GOAL OF THE EXERCISE:
Check every line of the material below for the string "this", and return the ones that have it.

SUPPLIED ENTRIES:
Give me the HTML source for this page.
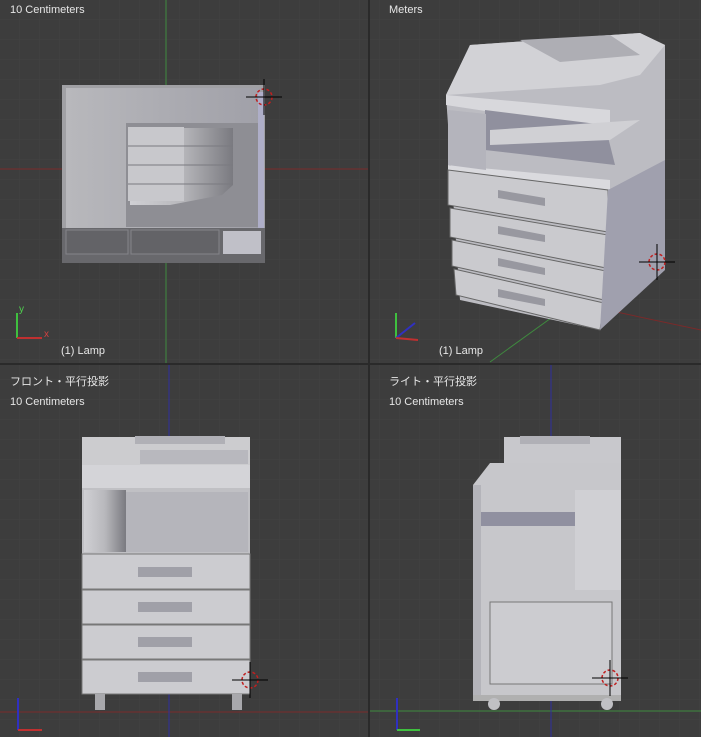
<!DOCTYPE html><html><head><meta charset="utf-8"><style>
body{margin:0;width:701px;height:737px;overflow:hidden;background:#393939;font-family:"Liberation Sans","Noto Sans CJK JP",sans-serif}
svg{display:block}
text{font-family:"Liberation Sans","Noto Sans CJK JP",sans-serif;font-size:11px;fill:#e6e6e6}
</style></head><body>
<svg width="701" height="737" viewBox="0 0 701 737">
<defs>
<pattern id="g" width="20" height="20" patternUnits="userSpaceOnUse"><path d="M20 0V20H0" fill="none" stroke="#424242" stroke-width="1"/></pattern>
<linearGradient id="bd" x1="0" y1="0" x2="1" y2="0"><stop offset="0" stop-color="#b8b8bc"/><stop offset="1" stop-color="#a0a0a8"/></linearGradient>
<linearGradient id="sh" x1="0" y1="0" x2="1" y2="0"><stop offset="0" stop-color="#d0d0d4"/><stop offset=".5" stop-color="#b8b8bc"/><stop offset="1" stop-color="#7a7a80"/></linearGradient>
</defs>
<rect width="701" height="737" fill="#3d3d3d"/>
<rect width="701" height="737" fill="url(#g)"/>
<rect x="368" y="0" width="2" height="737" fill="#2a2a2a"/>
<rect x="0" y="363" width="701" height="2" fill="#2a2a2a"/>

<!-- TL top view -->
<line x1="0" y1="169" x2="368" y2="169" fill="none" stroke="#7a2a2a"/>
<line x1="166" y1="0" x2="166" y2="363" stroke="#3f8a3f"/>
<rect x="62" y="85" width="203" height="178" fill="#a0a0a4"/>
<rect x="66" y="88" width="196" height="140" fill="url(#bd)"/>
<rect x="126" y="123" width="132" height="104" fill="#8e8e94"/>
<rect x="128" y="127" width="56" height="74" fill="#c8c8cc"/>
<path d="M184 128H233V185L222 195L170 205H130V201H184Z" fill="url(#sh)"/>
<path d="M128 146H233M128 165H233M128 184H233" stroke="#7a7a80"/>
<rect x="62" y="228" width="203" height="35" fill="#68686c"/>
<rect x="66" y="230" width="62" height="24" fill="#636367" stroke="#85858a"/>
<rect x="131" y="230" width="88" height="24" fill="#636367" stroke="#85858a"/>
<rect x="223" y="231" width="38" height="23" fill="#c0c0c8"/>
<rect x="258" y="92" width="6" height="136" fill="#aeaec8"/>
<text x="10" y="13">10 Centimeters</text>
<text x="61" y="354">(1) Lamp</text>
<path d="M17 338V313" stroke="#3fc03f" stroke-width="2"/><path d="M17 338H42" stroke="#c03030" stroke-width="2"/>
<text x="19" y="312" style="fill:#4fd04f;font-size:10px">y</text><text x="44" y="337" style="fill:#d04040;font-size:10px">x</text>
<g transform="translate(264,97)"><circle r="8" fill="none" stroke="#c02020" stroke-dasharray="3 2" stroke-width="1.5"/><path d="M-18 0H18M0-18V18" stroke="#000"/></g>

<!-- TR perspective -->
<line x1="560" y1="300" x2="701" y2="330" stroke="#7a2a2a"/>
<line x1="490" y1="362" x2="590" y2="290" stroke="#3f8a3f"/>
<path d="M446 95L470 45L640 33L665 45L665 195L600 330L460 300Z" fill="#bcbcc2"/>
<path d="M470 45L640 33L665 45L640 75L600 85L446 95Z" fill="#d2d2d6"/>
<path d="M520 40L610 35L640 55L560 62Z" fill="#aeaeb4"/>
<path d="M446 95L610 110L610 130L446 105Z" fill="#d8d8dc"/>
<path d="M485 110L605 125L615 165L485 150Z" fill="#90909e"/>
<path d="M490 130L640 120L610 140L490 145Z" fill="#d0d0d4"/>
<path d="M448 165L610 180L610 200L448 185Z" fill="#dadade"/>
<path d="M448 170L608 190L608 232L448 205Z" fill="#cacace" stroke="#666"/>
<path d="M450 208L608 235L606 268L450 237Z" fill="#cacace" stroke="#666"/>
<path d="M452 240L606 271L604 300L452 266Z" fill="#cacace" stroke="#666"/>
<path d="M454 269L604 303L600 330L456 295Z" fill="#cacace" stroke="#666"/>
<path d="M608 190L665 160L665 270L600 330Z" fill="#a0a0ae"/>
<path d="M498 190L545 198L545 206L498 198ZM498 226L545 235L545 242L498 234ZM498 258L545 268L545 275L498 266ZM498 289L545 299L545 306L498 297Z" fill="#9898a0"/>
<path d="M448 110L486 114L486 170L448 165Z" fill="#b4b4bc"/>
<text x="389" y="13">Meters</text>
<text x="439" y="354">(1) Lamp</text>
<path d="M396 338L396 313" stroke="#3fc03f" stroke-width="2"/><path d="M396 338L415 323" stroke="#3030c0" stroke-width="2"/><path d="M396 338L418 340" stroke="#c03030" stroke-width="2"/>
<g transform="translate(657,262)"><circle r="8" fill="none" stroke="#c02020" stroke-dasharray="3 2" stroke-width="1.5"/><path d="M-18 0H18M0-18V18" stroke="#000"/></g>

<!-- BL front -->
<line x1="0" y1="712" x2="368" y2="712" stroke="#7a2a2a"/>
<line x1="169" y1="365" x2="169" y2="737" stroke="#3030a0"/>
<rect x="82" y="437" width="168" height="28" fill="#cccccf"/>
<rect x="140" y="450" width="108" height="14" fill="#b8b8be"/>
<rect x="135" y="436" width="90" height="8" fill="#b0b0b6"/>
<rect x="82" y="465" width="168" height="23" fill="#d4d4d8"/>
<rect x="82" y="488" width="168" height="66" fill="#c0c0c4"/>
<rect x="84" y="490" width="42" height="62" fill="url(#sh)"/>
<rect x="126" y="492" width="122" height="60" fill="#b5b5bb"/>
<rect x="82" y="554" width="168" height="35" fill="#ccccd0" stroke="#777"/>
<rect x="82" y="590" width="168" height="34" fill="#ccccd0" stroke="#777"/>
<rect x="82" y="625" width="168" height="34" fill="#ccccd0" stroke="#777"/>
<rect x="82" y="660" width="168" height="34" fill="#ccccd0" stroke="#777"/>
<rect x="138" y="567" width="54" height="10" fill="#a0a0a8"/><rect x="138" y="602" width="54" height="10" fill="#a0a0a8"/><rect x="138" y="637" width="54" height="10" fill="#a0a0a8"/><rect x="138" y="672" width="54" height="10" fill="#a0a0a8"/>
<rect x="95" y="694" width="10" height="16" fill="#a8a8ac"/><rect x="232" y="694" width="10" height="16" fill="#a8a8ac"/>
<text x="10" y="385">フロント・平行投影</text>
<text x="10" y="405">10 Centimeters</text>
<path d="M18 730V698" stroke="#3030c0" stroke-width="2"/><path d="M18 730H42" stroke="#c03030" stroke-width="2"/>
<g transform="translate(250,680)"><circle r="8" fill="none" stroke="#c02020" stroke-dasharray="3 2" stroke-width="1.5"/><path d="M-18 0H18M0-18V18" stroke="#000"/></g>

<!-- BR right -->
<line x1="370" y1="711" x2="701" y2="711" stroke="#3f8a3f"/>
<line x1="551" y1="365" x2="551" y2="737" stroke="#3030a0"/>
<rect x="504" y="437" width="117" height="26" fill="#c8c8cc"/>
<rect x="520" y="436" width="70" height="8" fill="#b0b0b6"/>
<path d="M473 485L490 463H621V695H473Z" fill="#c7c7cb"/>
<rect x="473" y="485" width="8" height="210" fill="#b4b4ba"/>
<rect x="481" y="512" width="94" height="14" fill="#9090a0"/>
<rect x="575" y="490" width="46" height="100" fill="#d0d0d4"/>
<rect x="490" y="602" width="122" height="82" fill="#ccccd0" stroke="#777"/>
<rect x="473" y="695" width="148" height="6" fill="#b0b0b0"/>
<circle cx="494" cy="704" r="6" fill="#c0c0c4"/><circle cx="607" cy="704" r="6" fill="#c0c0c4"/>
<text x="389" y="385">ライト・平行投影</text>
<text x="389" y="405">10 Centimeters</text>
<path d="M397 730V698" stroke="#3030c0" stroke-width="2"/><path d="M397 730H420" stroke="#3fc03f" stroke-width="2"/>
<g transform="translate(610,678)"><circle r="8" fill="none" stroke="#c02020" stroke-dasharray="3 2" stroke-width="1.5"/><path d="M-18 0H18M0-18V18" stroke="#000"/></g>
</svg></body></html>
* * *
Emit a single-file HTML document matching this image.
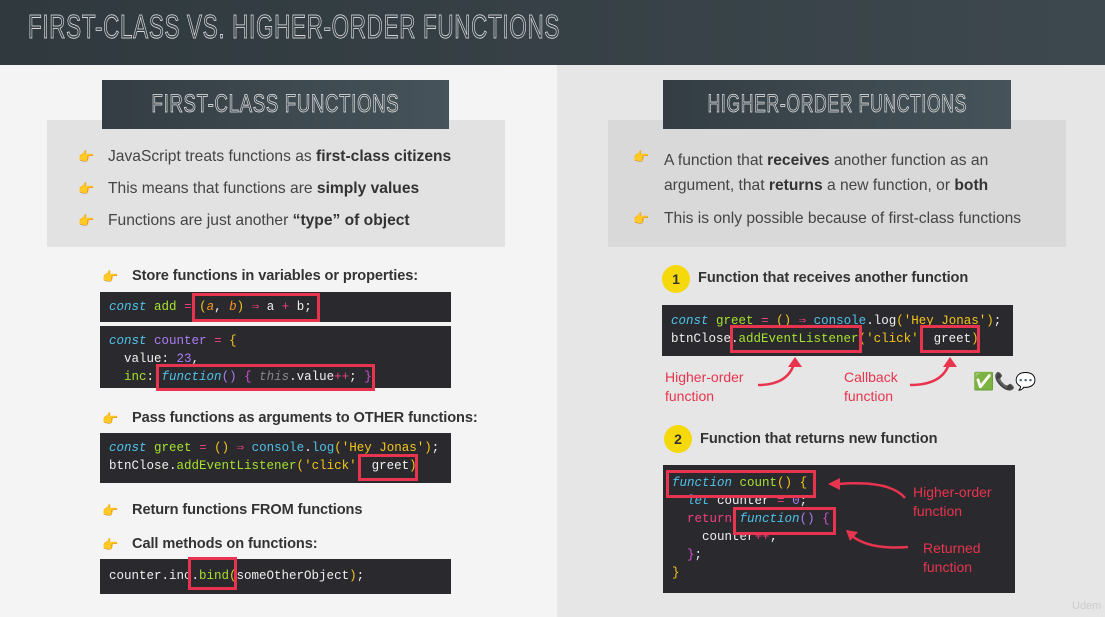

OUTPUT OF THE TASK:
Give me the HTML source for this page.
Emit a single-file HTML document matching this image.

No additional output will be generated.